Naked structs are evil because they are neigh impossible to port across architectures, compilers, programming languages and operating systems. The issues are very real and impossible to solve in a general manner - which is why every programming manual worth its salt will explicitly warn against naked fields in structures.
I’ve never seen this advice in a book before.
Oh, they’ll tell you not to write them to disk or send them over the Internet. But that’s the only portability problem with structs; using “naked fields” in a struct within a codebase is perfectly functional.
What you may be confusing is encapsulation, which has nothing to do with portability. It has to do with maintenance (which is at issue here). It allows you to change the representation of an object without changing its interface. You shouldn’t expose members of real objects because at some later date you might want to change those fields. And then everyone using them would be screwed.
Also, OpenGL has not been ported to non-C languages. Oh, the API has adapters for many languages, but they’re all just layers on top of the actual C API. There is no native Python OpenGL API; IHVs don’t have hooks for getting at a C# implementation of OpenGL.
If OpenGL had structs, it would work no differently. Other languages would simply find ways to adapt. JavaScript had to have new objects created for WebGL to be used as source arrays for buffer objects.
The only sane solution would be to define a new object type with get/set functions to hold the necessary data:
And now, finally, we’ve come full circle. Because this exact the sort of thing, these attribute objects, that was going to be a key feature of Longs Peak.
Before the ARB put a bullet into it.
Or, to put it another way, it’s not going to happen. The ARB will not rewrite the texture creation and allocation API. They’ve tried it twice, and both times it died.
Wanting it to happen will not change that. Writing large posts that detail specific ideas will not change that. Writing you own OpenGL 5.0 specification will not change that.
We all want a better API. But the ARB has made it plainly evident that we’re not getting one. All we will ever get are incremental improvements to functionality. The absolute most we might get is DSA, but even that’s pushing it.
The problem is, we’re far less concerned about “saving programmer time and effort” and far more concerned about “increasing code quality and efficiency.”
Except that we’re not. Code isn’t getting more efficient; it’s getting less efficient. Things like Java/C#, scripting languages, etc are all less efficient than C/C++. But people use them. Because it’s easier.
Why does “code quality” matter? Because someone has to maintain that code, and it is easier to maintain clean code that ugly, difficult-to-understand code. It’s easier to write and debug clean code as well.
In short: laziness: wanting to make things easier on ourselves.
Now perhaps you have a problem with the term “laziness,” equating it with a negative. But it is still accurate: we want to have to do as little work as possible, so we use the languages that allow us to do as little work as possible.
Reference counting smart pointers in C++ are an automatic garbage collection implementation, after all.

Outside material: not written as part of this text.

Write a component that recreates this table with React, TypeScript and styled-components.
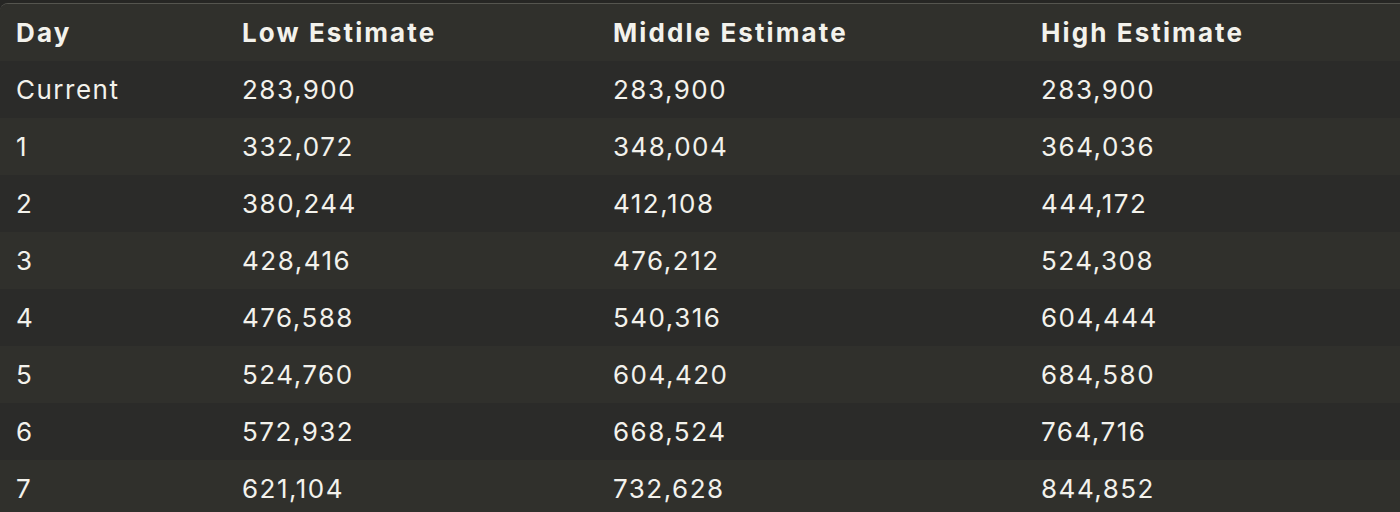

No, they really aren’t. I’ve never heard anyone equate reference-counted smart-pointers to actual garbage collection before. They are not the same thing.
Garbage collection is not a generic term for any automatic memory management system. It refers to a specific scheme for dealing with memory automatically, one that is not intrusive and generally does not require writing extra code (with the exception of possibly having weak references).